## [WHAT THE TASK REQUIRES]
Extract all lines that hold the string "Give".

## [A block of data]
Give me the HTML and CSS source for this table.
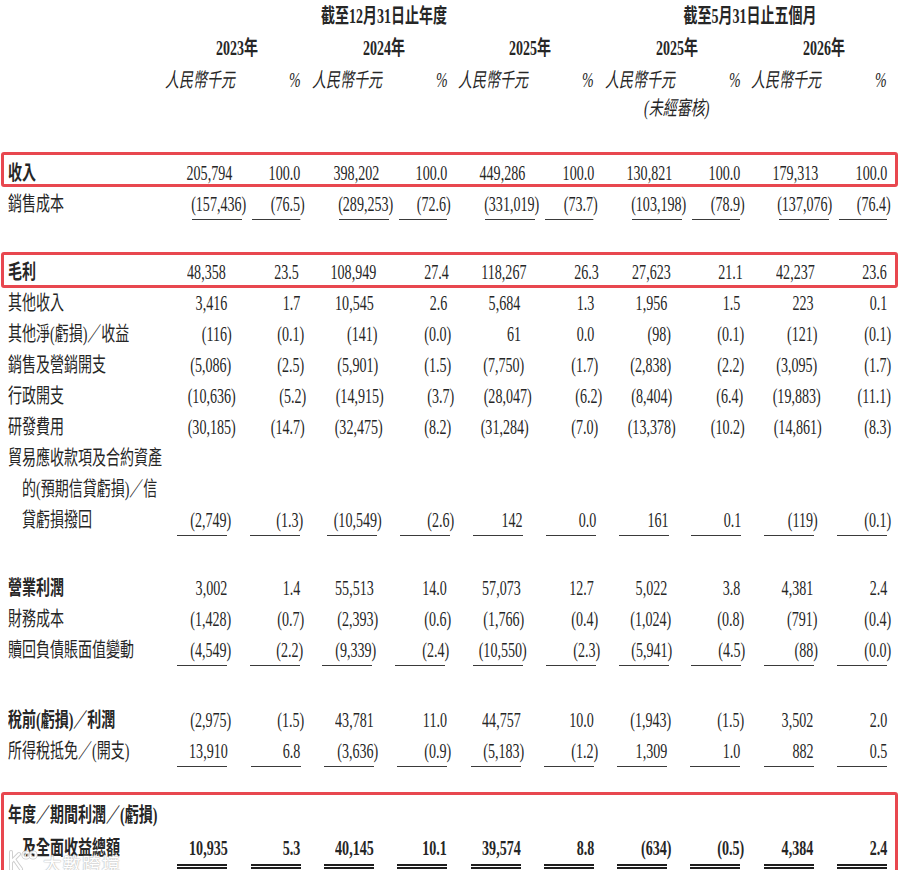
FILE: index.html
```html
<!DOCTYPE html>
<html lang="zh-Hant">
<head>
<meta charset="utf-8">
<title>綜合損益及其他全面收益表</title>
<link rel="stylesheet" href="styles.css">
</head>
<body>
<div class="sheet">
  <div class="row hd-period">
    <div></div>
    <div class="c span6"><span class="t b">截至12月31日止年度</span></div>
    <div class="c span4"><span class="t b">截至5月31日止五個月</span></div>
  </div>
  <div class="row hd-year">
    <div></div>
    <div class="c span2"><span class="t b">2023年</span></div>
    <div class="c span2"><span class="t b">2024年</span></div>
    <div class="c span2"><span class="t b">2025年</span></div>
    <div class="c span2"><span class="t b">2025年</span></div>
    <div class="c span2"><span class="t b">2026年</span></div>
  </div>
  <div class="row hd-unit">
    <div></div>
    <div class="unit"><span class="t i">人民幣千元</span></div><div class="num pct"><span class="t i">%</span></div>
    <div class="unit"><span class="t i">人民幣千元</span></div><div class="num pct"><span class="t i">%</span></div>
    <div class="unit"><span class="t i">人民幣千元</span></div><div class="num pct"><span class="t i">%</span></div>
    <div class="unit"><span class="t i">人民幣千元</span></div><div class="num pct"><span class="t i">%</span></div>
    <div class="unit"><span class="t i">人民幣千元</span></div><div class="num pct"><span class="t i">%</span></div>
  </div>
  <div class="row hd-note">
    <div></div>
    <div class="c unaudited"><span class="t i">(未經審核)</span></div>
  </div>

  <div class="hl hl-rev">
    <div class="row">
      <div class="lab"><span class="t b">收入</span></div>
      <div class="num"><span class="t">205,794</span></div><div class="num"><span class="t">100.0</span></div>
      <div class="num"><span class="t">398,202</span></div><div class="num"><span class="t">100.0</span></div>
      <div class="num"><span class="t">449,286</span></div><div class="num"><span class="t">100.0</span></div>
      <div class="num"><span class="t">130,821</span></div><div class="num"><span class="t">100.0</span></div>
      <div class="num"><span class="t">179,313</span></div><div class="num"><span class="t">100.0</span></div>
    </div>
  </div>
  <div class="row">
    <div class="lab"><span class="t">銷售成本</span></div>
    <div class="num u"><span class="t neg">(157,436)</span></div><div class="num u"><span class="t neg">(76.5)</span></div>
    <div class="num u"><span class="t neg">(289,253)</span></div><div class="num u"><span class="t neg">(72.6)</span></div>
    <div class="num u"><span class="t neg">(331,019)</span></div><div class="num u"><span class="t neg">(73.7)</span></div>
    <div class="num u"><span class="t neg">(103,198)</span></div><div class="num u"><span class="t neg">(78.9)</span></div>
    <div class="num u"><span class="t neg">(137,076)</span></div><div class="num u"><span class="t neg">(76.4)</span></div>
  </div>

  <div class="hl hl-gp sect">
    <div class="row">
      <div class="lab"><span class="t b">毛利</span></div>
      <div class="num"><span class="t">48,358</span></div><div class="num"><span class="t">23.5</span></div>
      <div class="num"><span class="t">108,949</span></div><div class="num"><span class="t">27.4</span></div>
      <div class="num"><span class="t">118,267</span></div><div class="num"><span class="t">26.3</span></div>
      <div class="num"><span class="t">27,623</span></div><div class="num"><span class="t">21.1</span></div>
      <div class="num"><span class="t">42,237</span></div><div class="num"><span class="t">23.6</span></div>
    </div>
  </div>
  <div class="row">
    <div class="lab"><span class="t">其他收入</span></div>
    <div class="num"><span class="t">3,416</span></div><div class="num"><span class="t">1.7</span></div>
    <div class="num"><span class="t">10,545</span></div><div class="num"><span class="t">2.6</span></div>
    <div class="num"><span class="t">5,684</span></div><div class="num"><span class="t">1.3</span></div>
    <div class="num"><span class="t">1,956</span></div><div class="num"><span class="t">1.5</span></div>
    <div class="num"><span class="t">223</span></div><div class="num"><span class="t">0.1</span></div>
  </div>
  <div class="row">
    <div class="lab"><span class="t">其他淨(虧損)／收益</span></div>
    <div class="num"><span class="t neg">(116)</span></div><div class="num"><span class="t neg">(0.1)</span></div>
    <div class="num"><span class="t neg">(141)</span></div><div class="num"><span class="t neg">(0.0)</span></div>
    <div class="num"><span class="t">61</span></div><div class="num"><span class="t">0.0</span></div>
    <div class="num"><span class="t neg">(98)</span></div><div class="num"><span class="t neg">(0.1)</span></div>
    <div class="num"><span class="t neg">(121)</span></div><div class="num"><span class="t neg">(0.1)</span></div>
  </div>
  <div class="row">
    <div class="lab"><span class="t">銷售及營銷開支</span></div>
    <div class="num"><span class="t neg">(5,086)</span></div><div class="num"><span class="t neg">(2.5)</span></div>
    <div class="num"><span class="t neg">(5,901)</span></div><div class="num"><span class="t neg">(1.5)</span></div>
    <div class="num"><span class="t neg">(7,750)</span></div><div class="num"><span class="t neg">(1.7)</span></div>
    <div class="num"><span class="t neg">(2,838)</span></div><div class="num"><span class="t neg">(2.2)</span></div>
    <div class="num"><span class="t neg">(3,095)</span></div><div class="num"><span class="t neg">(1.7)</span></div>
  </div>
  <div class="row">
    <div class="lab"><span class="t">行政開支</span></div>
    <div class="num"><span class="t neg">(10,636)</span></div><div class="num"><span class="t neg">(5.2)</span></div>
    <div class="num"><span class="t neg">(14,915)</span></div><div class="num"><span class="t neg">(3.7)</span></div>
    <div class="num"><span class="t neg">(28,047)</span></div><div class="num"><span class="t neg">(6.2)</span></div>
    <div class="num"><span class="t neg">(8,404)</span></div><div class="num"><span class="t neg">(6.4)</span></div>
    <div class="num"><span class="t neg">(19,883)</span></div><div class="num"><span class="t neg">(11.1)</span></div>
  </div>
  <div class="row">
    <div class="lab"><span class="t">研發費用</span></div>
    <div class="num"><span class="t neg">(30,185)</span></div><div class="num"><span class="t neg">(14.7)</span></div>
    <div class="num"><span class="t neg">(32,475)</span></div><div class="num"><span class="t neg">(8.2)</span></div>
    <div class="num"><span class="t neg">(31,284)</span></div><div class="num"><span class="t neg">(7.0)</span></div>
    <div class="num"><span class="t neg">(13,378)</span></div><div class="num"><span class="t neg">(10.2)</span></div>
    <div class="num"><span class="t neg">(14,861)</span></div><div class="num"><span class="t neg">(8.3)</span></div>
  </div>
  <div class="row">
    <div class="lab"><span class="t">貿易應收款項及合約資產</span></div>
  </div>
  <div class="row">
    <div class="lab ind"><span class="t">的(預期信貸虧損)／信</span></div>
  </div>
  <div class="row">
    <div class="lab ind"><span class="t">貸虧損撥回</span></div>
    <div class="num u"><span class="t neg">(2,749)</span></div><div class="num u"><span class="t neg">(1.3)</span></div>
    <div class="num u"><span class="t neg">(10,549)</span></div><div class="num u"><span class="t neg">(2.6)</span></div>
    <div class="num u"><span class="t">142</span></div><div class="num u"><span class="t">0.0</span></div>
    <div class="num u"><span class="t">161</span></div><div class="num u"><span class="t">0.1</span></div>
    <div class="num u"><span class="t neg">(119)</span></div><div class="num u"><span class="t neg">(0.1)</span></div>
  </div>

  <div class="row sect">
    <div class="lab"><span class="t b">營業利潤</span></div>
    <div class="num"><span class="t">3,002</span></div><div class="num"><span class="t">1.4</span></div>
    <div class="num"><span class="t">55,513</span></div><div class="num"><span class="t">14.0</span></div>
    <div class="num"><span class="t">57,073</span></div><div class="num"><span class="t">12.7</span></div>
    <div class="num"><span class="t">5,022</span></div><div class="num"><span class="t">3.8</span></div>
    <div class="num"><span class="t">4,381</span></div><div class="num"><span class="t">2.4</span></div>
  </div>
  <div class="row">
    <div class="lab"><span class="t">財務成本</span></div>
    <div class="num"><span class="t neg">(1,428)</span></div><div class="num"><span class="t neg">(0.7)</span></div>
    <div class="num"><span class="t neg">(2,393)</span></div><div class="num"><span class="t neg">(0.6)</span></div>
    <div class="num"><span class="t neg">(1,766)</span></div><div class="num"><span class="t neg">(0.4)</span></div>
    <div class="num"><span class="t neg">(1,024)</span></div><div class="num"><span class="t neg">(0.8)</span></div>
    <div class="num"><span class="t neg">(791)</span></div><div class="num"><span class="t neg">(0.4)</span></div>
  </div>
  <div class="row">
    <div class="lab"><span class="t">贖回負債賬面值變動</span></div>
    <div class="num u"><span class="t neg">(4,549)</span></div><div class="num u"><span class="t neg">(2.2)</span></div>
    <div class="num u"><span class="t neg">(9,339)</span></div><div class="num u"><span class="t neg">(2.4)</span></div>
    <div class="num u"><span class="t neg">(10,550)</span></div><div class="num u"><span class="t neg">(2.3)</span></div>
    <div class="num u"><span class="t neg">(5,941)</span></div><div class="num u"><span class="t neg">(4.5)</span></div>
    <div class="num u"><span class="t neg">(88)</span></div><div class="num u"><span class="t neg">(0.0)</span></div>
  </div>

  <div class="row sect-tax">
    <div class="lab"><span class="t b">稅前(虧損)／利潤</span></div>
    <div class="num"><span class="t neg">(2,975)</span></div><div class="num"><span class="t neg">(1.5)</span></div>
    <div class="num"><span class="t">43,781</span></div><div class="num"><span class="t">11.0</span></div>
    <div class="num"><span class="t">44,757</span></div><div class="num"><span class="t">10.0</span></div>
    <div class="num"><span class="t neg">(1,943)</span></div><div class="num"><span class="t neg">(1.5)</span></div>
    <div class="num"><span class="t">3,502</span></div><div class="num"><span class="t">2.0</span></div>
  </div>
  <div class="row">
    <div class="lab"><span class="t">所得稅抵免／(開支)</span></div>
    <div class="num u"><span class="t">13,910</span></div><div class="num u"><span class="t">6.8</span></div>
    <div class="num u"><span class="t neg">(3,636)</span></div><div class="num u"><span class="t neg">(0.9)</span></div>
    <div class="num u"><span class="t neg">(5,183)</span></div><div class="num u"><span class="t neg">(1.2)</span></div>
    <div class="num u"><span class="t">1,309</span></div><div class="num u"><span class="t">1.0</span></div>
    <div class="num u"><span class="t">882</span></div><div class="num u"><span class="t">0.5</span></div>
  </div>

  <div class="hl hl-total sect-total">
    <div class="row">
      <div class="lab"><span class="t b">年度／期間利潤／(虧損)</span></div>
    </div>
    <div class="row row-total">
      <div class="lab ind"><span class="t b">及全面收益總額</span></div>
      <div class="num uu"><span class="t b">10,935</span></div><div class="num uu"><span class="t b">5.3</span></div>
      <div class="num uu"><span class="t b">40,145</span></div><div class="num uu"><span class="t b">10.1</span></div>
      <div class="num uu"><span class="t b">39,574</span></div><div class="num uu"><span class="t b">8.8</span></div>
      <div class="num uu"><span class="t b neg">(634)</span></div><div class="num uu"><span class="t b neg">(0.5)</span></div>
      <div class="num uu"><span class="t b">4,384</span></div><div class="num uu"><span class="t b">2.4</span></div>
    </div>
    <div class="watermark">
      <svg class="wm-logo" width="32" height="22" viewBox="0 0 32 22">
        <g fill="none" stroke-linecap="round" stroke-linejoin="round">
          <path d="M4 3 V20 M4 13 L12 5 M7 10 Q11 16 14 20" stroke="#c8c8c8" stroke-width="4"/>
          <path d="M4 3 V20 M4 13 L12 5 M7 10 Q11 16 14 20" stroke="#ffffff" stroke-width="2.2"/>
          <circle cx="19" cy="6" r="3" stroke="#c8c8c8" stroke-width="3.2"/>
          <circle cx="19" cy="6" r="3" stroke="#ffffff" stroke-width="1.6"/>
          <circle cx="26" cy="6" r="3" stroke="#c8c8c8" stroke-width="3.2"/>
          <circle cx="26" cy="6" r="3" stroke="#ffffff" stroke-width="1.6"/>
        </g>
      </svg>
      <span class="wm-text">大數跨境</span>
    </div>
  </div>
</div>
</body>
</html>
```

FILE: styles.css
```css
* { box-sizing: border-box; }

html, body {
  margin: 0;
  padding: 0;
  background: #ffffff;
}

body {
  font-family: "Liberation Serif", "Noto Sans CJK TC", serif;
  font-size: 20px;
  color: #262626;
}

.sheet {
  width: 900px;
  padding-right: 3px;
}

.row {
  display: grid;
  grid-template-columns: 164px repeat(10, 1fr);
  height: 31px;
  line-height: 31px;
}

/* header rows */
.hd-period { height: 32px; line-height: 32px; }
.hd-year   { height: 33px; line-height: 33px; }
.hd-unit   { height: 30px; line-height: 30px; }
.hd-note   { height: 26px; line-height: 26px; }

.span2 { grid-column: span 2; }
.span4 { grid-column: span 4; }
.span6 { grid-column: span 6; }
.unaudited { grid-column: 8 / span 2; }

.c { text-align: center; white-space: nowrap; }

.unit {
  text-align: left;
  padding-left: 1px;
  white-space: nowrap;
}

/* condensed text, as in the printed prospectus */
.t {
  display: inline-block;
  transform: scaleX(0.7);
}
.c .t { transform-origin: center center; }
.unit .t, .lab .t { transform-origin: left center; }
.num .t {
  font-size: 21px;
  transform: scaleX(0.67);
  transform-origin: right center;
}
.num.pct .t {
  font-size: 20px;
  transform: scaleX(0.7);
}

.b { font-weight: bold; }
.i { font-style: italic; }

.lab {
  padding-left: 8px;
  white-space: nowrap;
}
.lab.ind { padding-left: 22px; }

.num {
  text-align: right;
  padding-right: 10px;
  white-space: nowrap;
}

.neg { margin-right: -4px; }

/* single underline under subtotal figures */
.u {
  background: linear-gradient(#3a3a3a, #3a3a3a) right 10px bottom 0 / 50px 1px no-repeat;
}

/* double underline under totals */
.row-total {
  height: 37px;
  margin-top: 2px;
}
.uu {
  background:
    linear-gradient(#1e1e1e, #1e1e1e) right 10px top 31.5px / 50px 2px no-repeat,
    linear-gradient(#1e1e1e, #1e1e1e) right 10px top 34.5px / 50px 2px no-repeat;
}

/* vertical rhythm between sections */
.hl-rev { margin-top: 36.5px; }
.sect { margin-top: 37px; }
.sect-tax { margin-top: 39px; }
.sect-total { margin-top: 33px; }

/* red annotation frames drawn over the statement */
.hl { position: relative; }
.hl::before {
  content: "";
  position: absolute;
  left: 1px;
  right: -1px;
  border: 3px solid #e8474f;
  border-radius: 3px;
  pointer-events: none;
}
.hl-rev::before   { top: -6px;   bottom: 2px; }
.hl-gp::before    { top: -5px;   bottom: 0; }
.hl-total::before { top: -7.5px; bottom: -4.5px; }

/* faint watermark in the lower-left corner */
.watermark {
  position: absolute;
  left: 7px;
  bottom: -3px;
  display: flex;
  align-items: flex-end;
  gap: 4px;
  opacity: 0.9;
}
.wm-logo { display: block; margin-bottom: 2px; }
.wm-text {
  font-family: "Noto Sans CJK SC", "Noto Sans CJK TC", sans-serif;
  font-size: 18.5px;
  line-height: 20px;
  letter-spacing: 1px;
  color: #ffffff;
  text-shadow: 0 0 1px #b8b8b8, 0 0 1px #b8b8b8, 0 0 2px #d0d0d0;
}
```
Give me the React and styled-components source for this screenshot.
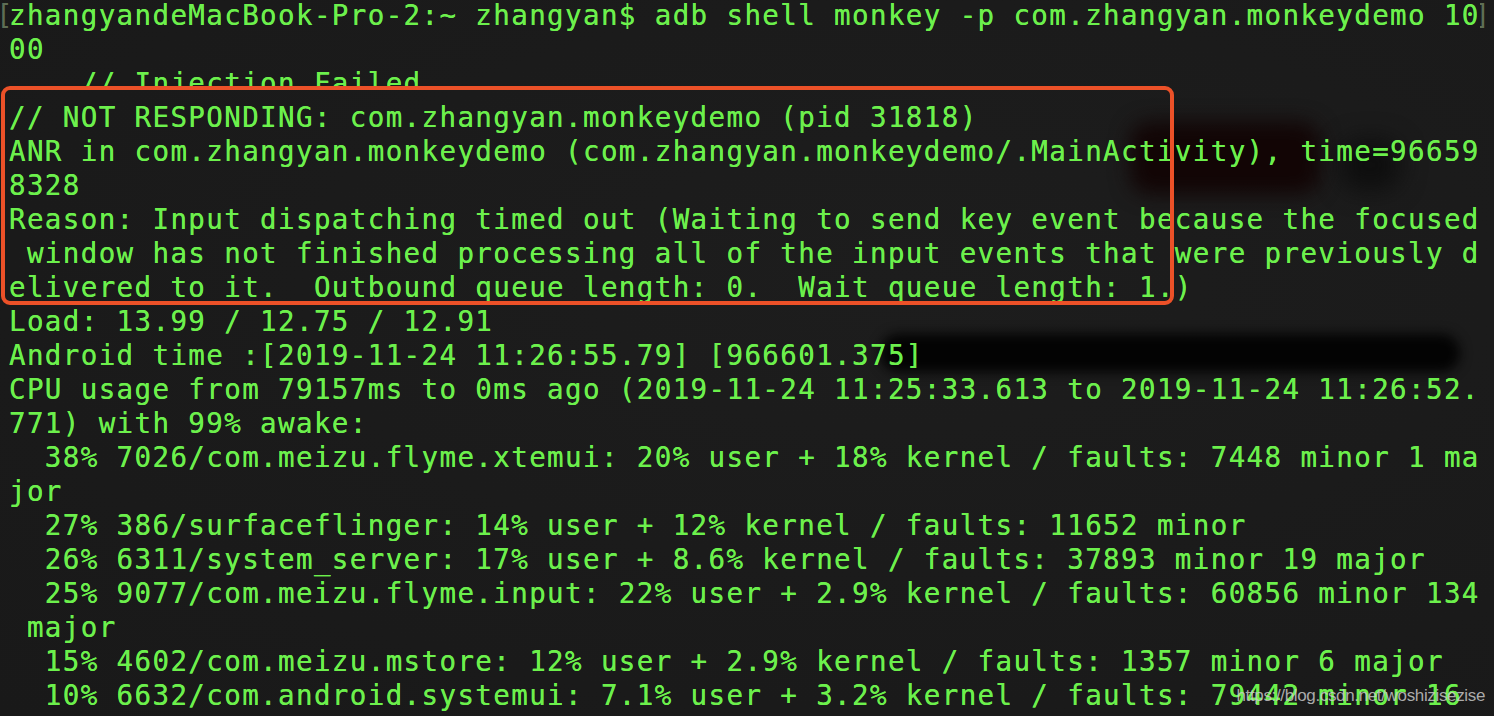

## [RESULT BELOW]
Give me the HTML and CSS source for this table.
Give me the React and styled-components source for this screenshot.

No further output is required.